Return the count of lines that mention "React", with no other words.

> **Material**:
▶

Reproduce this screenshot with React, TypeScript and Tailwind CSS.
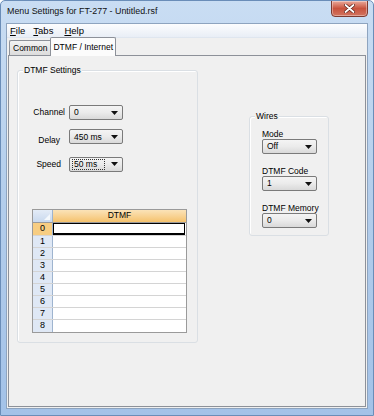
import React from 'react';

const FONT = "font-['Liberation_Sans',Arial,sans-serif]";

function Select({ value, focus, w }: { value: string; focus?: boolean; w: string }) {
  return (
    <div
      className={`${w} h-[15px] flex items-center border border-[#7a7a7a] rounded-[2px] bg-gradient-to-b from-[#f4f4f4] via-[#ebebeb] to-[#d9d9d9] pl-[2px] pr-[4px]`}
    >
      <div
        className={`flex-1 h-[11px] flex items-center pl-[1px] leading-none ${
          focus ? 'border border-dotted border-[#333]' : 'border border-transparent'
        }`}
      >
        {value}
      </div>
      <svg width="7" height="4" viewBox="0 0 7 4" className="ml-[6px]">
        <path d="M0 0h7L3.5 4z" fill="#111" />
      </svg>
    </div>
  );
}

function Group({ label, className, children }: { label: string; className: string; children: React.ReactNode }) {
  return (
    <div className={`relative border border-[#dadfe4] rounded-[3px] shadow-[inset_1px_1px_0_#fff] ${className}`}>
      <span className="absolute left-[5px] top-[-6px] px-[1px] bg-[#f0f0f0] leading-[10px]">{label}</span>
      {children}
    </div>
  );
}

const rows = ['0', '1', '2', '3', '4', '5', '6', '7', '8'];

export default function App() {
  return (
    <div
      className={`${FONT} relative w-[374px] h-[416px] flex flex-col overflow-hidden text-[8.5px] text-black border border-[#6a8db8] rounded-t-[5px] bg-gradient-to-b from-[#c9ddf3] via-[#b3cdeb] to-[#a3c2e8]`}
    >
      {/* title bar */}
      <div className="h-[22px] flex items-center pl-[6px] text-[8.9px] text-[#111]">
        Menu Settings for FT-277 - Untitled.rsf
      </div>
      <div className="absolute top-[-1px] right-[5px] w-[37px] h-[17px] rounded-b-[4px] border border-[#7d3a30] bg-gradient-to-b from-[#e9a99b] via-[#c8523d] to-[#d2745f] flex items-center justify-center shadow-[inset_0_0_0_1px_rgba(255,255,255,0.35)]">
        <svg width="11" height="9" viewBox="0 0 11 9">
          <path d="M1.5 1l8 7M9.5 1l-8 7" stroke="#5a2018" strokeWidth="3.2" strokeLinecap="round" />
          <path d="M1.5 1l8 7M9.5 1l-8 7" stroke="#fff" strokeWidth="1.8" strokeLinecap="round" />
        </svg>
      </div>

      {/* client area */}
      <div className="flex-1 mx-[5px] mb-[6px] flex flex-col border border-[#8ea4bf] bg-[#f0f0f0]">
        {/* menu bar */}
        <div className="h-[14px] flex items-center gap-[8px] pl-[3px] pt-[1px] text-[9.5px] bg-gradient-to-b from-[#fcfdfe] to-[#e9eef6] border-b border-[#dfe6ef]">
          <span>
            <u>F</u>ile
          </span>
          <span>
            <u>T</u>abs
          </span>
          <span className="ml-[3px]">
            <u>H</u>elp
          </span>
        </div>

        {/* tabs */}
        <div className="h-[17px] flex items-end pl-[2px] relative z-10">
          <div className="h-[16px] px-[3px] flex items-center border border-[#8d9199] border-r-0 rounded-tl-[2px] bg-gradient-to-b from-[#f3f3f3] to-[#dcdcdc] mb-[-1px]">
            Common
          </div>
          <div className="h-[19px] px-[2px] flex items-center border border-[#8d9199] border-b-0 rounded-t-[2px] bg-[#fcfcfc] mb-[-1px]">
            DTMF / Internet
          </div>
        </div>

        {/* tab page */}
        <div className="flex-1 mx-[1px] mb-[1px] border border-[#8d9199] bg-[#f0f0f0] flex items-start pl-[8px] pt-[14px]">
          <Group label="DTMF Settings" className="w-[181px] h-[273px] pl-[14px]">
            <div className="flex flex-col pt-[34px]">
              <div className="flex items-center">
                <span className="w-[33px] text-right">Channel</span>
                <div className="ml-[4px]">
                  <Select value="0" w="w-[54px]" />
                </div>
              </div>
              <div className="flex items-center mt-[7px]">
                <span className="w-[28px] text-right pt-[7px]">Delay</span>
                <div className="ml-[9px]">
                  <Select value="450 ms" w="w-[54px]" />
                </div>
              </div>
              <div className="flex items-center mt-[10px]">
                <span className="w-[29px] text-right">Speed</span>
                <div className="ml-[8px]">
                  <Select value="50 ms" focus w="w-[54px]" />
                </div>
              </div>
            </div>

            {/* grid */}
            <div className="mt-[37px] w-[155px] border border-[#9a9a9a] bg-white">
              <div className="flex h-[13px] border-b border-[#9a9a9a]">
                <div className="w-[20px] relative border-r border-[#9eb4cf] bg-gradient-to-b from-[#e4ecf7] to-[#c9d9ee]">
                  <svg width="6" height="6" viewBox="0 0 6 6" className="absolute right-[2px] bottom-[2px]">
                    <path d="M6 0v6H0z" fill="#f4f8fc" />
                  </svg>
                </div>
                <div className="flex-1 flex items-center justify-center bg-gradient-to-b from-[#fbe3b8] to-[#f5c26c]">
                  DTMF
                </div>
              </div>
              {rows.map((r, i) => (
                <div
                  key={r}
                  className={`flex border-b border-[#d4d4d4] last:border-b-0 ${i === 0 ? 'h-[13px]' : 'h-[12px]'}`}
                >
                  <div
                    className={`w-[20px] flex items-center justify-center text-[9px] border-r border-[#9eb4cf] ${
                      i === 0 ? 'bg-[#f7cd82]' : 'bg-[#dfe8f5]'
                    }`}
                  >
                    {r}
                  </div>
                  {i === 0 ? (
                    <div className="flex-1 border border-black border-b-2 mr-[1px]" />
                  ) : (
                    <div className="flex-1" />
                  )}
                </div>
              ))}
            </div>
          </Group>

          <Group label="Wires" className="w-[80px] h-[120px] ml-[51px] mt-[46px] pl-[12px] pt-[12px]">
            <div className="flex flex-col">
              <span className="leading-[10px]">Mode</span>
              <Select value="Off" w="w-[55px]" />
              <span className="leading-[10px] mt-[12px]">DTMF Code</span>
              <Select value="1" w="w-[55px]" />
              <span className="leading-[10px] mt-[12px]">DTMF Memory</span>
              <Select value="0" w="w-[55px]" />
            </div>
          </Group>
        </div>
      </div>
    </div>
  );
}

◀

> **Correct answer**:
3